Analyst: Why Mahathir is fast catching up

An analyst known for his articles on Malaysia and geopolitical affairs said Mahathir Mohamad has made an impact among the Malay voters and this has reduced PM Najib Razak chances of winning big, or winning at all.

The controversial blogger also saud there is not much time left for the PM to call for the elections this year.

In the article published on TISG, the analyst Cordoba Ali said if Najib were to call for elections in the first quarter of the year, he might seal a narrow victory for his party and remain in power.

But later than that would mean his margin snatching a victory from the grip of former PM Mahathir Mohamad could be even more difficult.

Cordoba wrote: Najib Razak has a tiny window of opportunity to call for polls that could seal a victory for his ruling coalition but waiting in the wings with the undercurrents of the Malay voters slowly swinging towards him is Mahathir Mohamad.

“The margin is so thin that he might be in difficulty if he were to call for the general elections after the first quarter of the year,” he said.

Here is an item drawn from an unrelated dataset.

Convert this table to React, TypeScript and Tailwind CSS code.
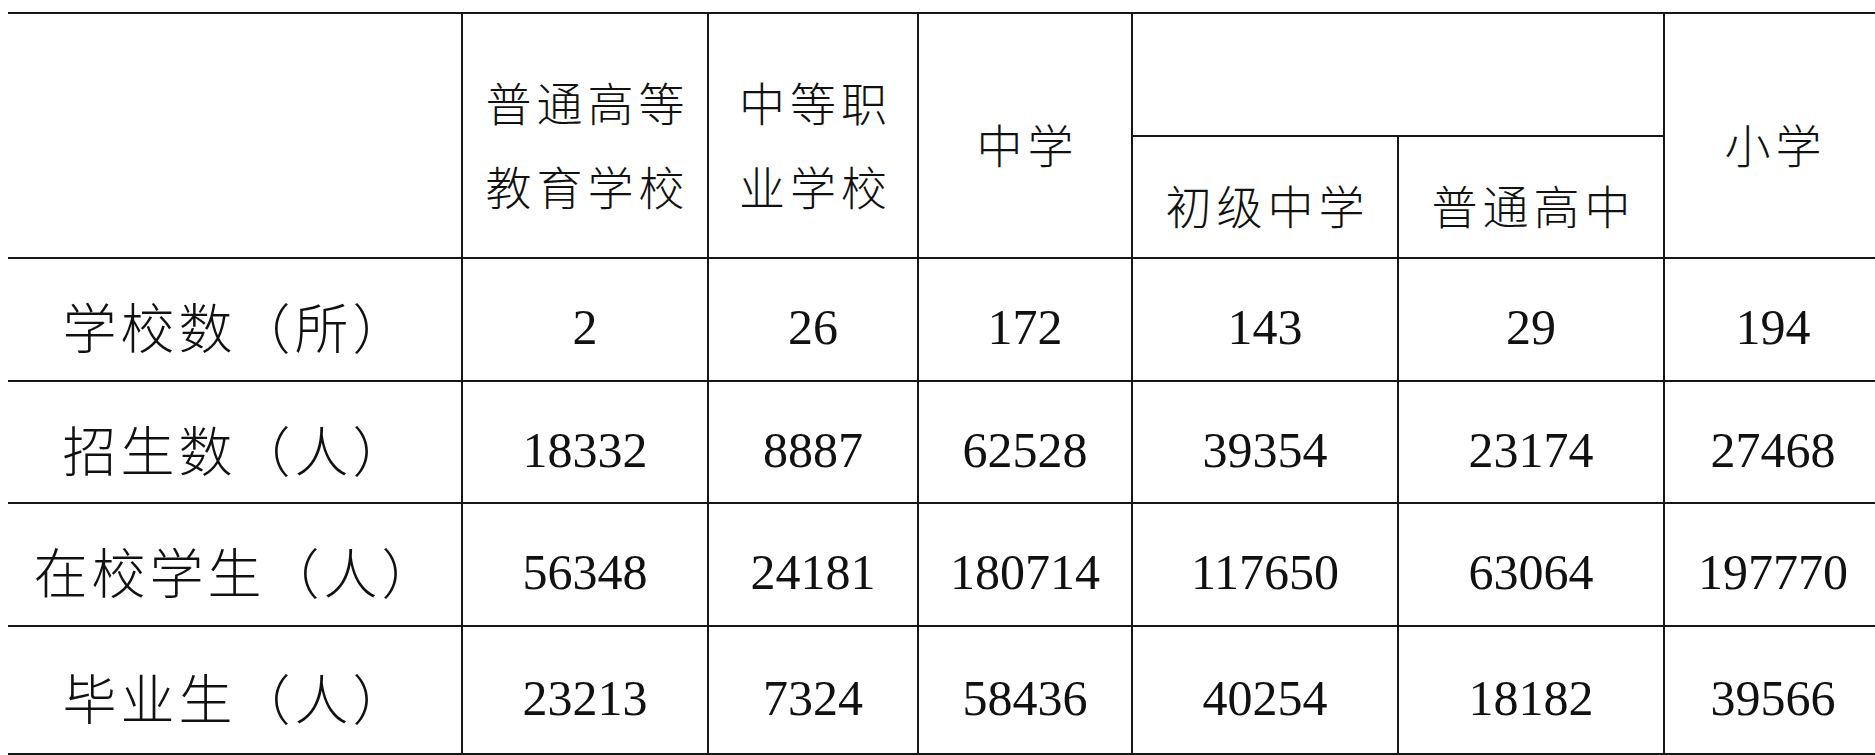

Cordoba was recently the object of criticism from a local newspaper and blogger Raja Petra Kamaruddin who lambasted the analyst for saying the recent RCI on Bank Negara’s loss of foreign exchange funds in the 1990’s was an attempt at ‘nailing Mahathir’.

Cordoba believes the longer Najib waits, the more time he is giving to his opponents, in particular to Mahathir to campaign to the Malays to rope them against him.

The impact of Mahathir, who was chosen as prime minister candidate by the opposition coalition, is being felt across Selangor and in other parts of peninsular Malaysia, said the article.

The article also quoted The Malaysian Insight which interviewed two analysts who seemed to admit that Mahathir is making an impact among the Malay voters outside the urban areas in the peninsula Malaysia.

The analysts did not believe a Malay ‘tsunami’ is happening, but one of them said it is in the making.

What Mahathir needs, Cordoba argued, is more time and that is what Najib is giving him by delaying the polls.

Cordoba also listed the core strategy of Mahathir in his campaign to rid the country of Najib.

He said Mahathir understood through his campaigns in Selangor that the urban areas were already in the bags for the opposition Pakatan Harapan, but that Umno needed more Malay support to remain in power.

Thus, the old fox is campaigning among the Malays in the outskirts of urban areas where he his hitting hard on with his messages on the corrupt practices of which he accuses Najib’s government.

“Mahathir has only one strategy: garner Malay support and this can only be bad for the Barisan Nasional which is counting mostly on Malay support to remain in power.

“But Mahathir seems to be doing it right, with his campaigns in the villages and in less urbanised areas drawing a fair number of folks who want to hear the other side of the political dialogues. These folks are constantly bombarded with Najib’s interactions on national television and in the tightly controlled local mainstream medias.

“They have no choice but to come out whenever they hear – at times by word of mouth – that Mahathir the former PM who has turned against his once protege Najib is around the corner,” Cordoba wrote.

For Najib, the time frame in which he could call for the polls is fast closing on him. There is an atmosphere of elections in the air whenever he intervenes or wherever he visits.

It is only a question of time for the PM to call for the elections, though the pundits are divided on whether it will be in February, right after the Chinese New Year or much later in July before the cut-off date for elections to be held almost automatically in August.

The last elections were held in May 2013. The Barisan lost more seats than ever before in its history and lost the majority of the popular votes but it retained power because the first past the post is not such a valid equation in the country.

The ruling party won most of its seats in marginal areas in Selangor but it won big in rural areas where it however met with rising contestation against its rule.